The upshot of all this is not hard to understand. I have no problem with multiple churches in my neighborhood, or a vibrant pop music scene featuring music I’ve no interest in, or a variety of family structures, from nuclear families, single-parent families, clans, and chain marriages. The idea is I don’t have to contribute to your cause, and you don’t have to contribute to mine.

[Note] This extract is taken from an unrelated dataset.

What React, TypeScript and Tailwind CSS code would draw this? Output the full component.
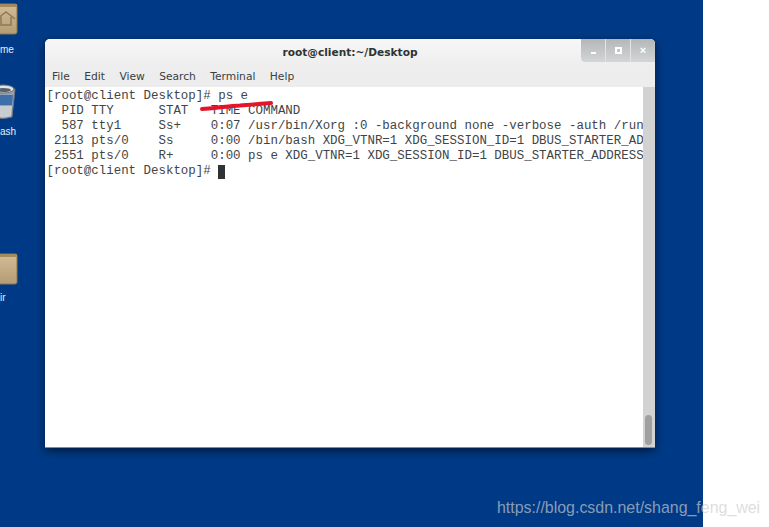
import React from 'react';

const menus = ['File', 'Edit', 'View', 'Search', 'Terminal', 'Help'];

const lines = [
  '[root@client Desktop]# ps e',
  '  PID TTY      STAT   TIME COMMAND',
  '  587 tty1     Ss+    0:07 /usr/bin/Xorg :0 -background none -verbose -auth /run',
  ' 2113 pts/0    Ss     0:00 /bin/bash XDG_VTNR=1 XDG_SESSION_ID=1 DBUS_STARTER_AD',
  ' 2551 pts/0    R+     0:00 ps e XDG_VTNR=1 XDG_SESSION_ID=1 DBUS_STARTER_ADDRESS',
];

function Folder({ home }: { home?: boolean }) {
  return (
    <svg width="34" height="32" viewBox="0 0 34 32">
      <defs>
        <linearGradient id={home ? 'fh' : 'fd'} x1="0" y1="0" x2="0" y2="1">
          <stop offset="0" stopColor="#d3bd97" />
          <stop offset="1" stopColor="#b49c74" />
        </linearGradient>
      </defs>
      <rect x="-8" y="1" width="25" height="30" rx="2" fill={`url(#${home ? 'fh' : 'fd'})`} stroke="#8f7648" />
      <rect x="-8" y="1" width="25" height="3" fill="#a58a5c" />
      {home && <path d="M-3 16 L6 9 L15 16 M1 14 V22 H11 V14" fill="none" stroke="#8c7a5c" strokeWidth="1.5" />}
    </svg>
  );
}

function Trash() {
  return (
    <svg width="18" height="38" viewBox="0 0 18 38">
      <path d="M-8 6 L15 6 L12 34 Q2 37 -6 34 Z" fill="#8fa3ba" stroke="#777" />
      <path d="M-6 12 L13 12 L12 22 L-5 22 Z" fill="#3f6ea8" />
      <path d="M-6 23 L12 23 L11 33 Q2 36 -5 33 Z" fill="#c9ccd0" />
      <ellipse cx="3" cy="6" rx="11" ry="4" fill="#dfe3e6" stroke="#6e6e6e" />
      <ellipse cx="3" cy="7" rx="8" ry="2" fill="#58626e" />
    </svg>
  );
}

function DesktopLabel({ text, className }: { text: string; className: string }) {
  return (
    <span className={`absolute left-0 text-[10px] leading-[13px] text-[#e8edf5] font-['Liberation_Sans',sans-serif] ${className}`}>
      {text}
    </span>
  );
}

export default function App() {
  return (
    <div className="relative h-[527px] w-[769px] overflow-hidden bg-white">
      <div className="relative h-full w-[703px] bg-[#003a86]">
        {/* desktop icons */}
        <div className="absolute left-0 top-[3px]"><Folder home /></div>
        <DesktopLabel text="me" className="top-[43px]" />
        <div className="absolute left-0 top-[83px]"><Trash /></div>
        <DesktopLabel text="ash" className="top-[125px]" />
        <div className="absolute left-0 top-[253px]"><Folder /></div>
        <DesktopLabel text="ir" className="top-[291px]" />

        {/* terminal window */}
        <div className="absolute left-[45px] top-[39px] flex h-[409px] w-[610px] flex-col overflow-hidden rounded-t-[5px] border-b border-[#8a8a8a] bg-white shadow-[0_3px_10px_rgba(0,0,0,0.55)] font-['Liberation_Sans',sans-serif]">
          <div className="relative flex h-[26px] shrink-0 items-center justify-center bg-gradient-to-b from-[#f7f7f7] to-[#eeeeee] pt-[2px]">
            <span className="text-[10.6px] font-bold text-[#2e3436] font-['DejaVu_Sans',sans-serif]">root@client:~/Desktop</span>
            <div className="absolute right-0 top-0 flex h-[23px] w-[74px] rounded-bl-[4px] bg-gradient-to-b from-[#b4b7b8] to-[#d3d5d6] text-white">
              <div className="flex w-[25px] items-end justify-center border-r border-[#e3e4e4] pb-[8px]">
                <div className="h-[2px] w-[5px] bg-white" />
              </div>
              <div className="flex w-[25px] items-center justify-center border-r border-[#e3e4e4]">
                <div className="h-[7px] w-[7px] border-2 border-white" />
              </div>
              <div className="flex flex-1 items-center justify-center text-[11px] font-bold leading-none">×</div>
            </div>
          </div>
          <div className="flex h-[22px] shrink-0 items-center gap-[14.4px] bg-[#ededed] pl-[7px] pt-[3px] text-[10.7px] text-[#3a3f41] font-['DejaVu_Sans',sans-serif]">
            {menus.map((m) => (
              <span key={m}>{m}</span>
            ))}
          </div>
          <div className="relative flex min-h-0 flex-1">
            <div className="min-w-0 flex-1 overflow-hidden pl-[1.5px] pt-[2px] font-['Liberation_Mono',monospace] text-[12.45px] leading-[15px] text-[#3f4547]">
              {lines.map((l) => (
                <div key={l} className="h-[15px] whitespace-pre">{l}</div>
              ))}
              <div className="flex h-[15px] items-center whitespace-pre">
                <span>{'[root@client Desktop]# '}</span>
                <span className="h-[14px] w-[7px] bg-[#2e3436]" />
              </div>
            </div>
            <div className="flex w-[12px] shrink-0 flex-col justify-end bg-[#d2d2d2] pb-[2px] pl-[2px]">
              <div className="h-[30px] w-[7px] rounded-full bg-[#a0a0a0]" />
            </div>
            {/* red pen mark */}
            <svg className="absolute left-[150px] top-[11px]" width="80" height="16" viewBox="0 0 80 16">
              <path d="M7 11 C25 10 32 8 45 7.5 C55 6.5 65 6 76 5" fill="none" stroke="#e5142a" strokeWidth="4" strokeLinecap="round" />
            </svg>
          </div>
        </div>
      </div>
      {/* watermark */}
      <span className="absolute left-[497px] top-[499px] text-[15.95px] leading-[18px] whitespace-nowrap text-[rgba(205,205,205,0.68)] font-['Liberation_Sans',sans-serif]">
        https://blog.csdn.net/shang_feng_wei
      </span>
    </div>
  );
}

That would be true, tolerant multiculturalism.

The doctrine that currently goes by the name, however, is a changeling creature designed to destroy diversity in the name of diversity.

Indeed, it is no shock to witness a de-stabilizing ideology leap to deeply anti-social attitudes: street violence on the one hand, and ingratitude to benefactors (the rich, who pay the bulk of the taxes) on the other.

To witness post-modernist multiculturalists embrace policies that are obviously de-stabilizing suggests not only that some deep quasi-religious, even chthonian impulse is in play — a societal death wish? — but also that the Rabushka-Shepsle treatise needs more attention from today’s sociologists, social psychologists, historians and Public Choice economists.